I remember so many of these--rotary phones (still have one somewhere, a heavy black one), mimeographs, manual typewriters (keys would jam if you typed too fast), reel to reel recorders.
My parents had an old Polaroid camera with a flash that would blind you. And an 8mm movie camera with a bright light...most of our Christmas morning movies are of my sister and I shielding our eyes from the blinding light.
Remember when you could buy cigarettes from a vending machine? And stamps? Those ashtrays that sat on a tall base so you didn't need a table? Those little AM radios shaped like a hoop or a ball (Loop a Loop or something like that)? Hot stinky yellow rubber raincoats with those metal clasps? Bubble umbrellas? Clip-on roller skates (always unclipped at the wrong time). Mutual of Omaha Wild Kingdom? The truck that would come and spray mosquito stuff through the neighborhood (the bug man's coming! Close the windows!)? Click Clacks? - OUCH! Sun In for orange hair. All old people had false teeth. Women in their 50s looked old. Those old belted sanitary pads were the size of surfboards! The boxy 126 cameras? Those round fur-covered cases to hold your 45rpm records? Ker Plunk and Tinkertoys?

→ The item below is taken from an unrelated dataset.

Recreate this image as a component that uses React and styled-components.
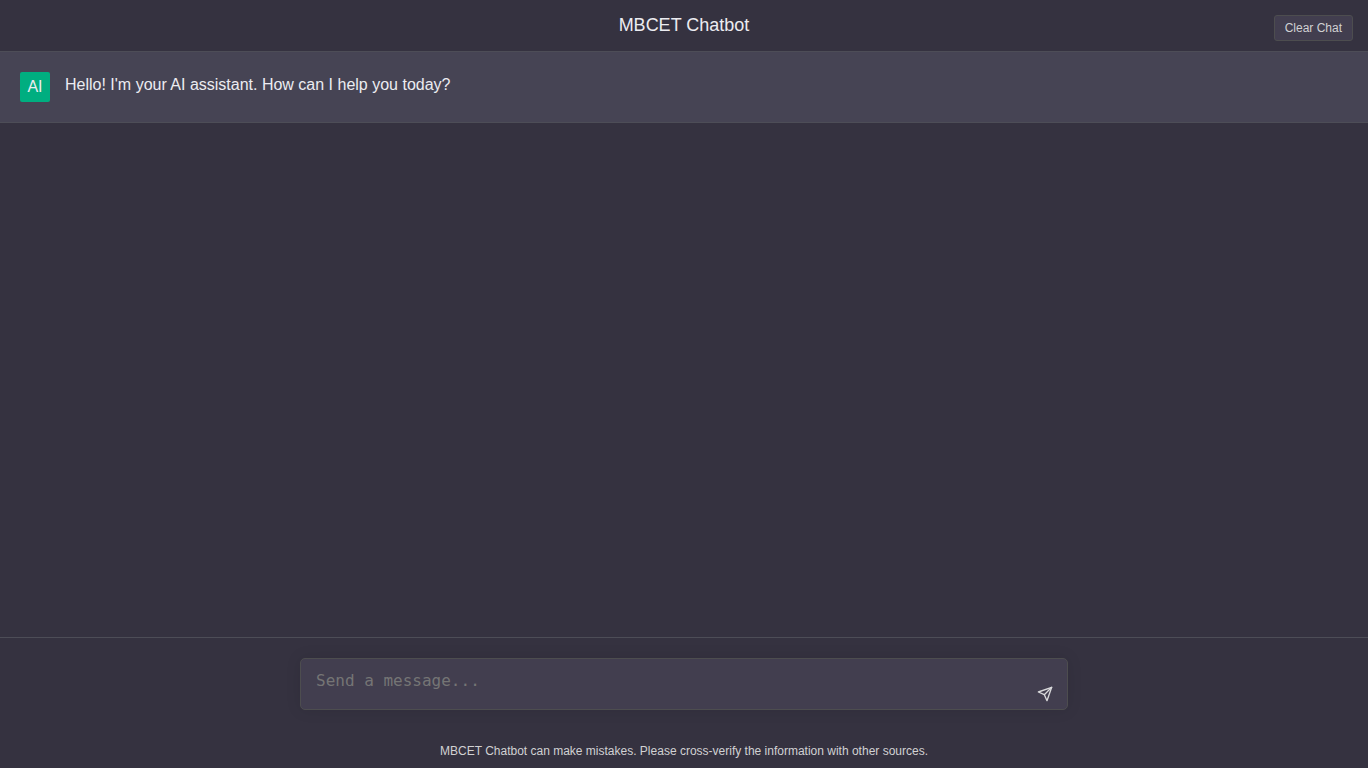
import React, { useState } from "react";
import styled, { createGlobalStyle } from "styled-components";

const GREETING = "Hello! I'm your AI assistant. How can I help you today?";

const GlobalStyle = createGlobalStyle`
  *, *::before, *::after { box-sizing: border-box; }
  body {
    margin: 0;
    background: #353240;
    color: #ececf1;
    font-family: "Liberation Sans", Arial, sans-serif;
    font-size: 16px;
  }
`;

const Page = styled.div`
  display: flex;
  flex-direction: column;
  height: 100vh;
`;

const Header = styled.header`
  display: grid;
  grid-template-columns: 1fr auto 1fr;
  align-items: start;
  padding: 15px 15px 10px;
  border-bottom: 1px solid #4d4d57;
`;

const Title = styled.h1`
  grid-column: 2;
  margin: 0;
  font-size: 18px;
  font-weight: 400;
  line-height: 20px;
`;

const ClearButton = styled.button`
  justify-self: end;
  padding: 5px 10px;
  border: 1px solid #4d4d4f;
  border-radius: 3px;
  background: #423e4f;
  color: #d1d1d3;
  font-family: inherit;
  font-size: 12px;
  line-height: 14px;
  cursor: pointer;
`;

const Messages = styled.main`
  flex: 1;
  overflow-y: auto;
`;

const Message = styled.article`
  display: flex;
  gap: 15px;
  padding: 20px;
  border-bottom: 1px solid #4d4d57;
  background: ${({ $fromUser }) => ($fromUser ? "#353240" : "#464454")};
`;

const Avatar = styled.div`
  display: flex;
  flex: none;
  align-items: center;
  justify-content: center;
  width: 30px;
  height: 30px;
  border-radius: 2px;
  background: ${({ $fromUser }) => ($fromUser ? "#5436da" : "#00ae80")};
  color: #ececf1;
`;

const MessageText = styled.p`
  flex: 1;
  margin: 0;
  line-height: 26px;
`;

const Footer = styled.footer`
  padding: 20px 20px 10px;
  border-top: 1px solid #4d4d57;
`;

const Composer = styled.form`
  display: flex;
  align-items: flex-end;
  max-width: 768px;
  margin: 0 auto;
  padding-right: 9px;
  border: 1px solid #4d4d4f;
  border-radius: 5px;
  background: #423e4f;
  box-shadow: 0 0 15px rgba(0, 0, 0, 0.1);
`;

const MessageInput = styled.textarea`
  flex: 1;
  display: block;
  height: 50px;
  padding: 12px 15px;
  border: 0;
  outline: 0;
  resize: none;
  background: transparent;
  color: #ececf1;
  font-family: "DejaVu Sans Mono", monospace;
  font-size: 16px;
  line-height: 19px;

  &::placeholder { color: #757575; }
`;

const SendButton = styled.button`
  display: flex;
  padding: 5px;
  margin-bottom: 2px;
  border: 0;
  background: transparent;
  color: #d9d9db;
  cursor: pointer;
`;

const Disclaimer = styled.p`
  margin: 34px 0 0;
  color: #d1d1d3;
  font-size: 12px;
  line-height: 14px;
  text-align: center;
`;

function SendIcon() {
  return (
    <svg
      width="16"
      height="16"
      viewBox="0 0 24 24"
      fill="none"
      stroke="currentColor"
      strokeWidth="2"
      strokeLinecap="round"
      strokeLinejoin="round"
      aria-hidden="true"
    >
      <path d="M22 2L11 13" />
      <path d="M22 2L15 22L11 13L2 9L22 2Z" />
    </svg>
  );
}

export default function App() {
  const [messages, setMessages] = useState([{ text: GREETING, fromUser: false }]);
  const [draft, setDraft] = useState("");

  const send = (event) => {
    event.preventDefault();
    if (!draft.trim()) return;
    setMessages([...messages, { text: draft, fromUser: true }]);
    setDraft("");
  };

  return (
    <Page>
      <GlobalStyle />
      <Header>
        <Title>MBCET Chatbot</Title>
        <ClearButton type="button" onClick={() => setMessages([])}>Clear Chat</ClearButton>
      </Header>
      <Messages>
        {messages.map(({ text, fromUser }, index) => (
          <Message key={index} $fromUser={fromUser}>
            <Avatar $fromUser={fromUser}>{fromUser ? "U" : "AI"}</Avatar>
            <MessageText>{text}</MessageText>
          </Message>
        ))}
      </Messages>
      <Footer>
        <Composer onSubmit={send}>
          <MessageInput
            aria-label="Message"
            rows={1}
            placeholder="Send a message..."
            value={draft}
            onChange={(event) => setDraft(event.target.value)}
          />
          <SendButton type="submit" aria-label="Send">
            <SendIcon />
          </SendButton>
        </Composer>
        <Disclaimer>
          MBCET Chatbot can make mistakes. Please cross-verify the information with other sources.
        </Disclaimer>
      </Footer>
    </Page>
  );
}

It's sad that so many things are in the past---people being better dressed for all occasions, being safe playing outside in your neighborhood, having only one television for the whole family to watch together. However, I eat Maypo at least 2-3 times a week--it's still around.
Oh, if you're from the NJ area, remember the stores S. Klein, Two Guys (food, hh goods, appliances and a bowling alley), Korvettes? Highway circles? Action Park?
I'll stop now.
Korvette was in suburban Detroit, too!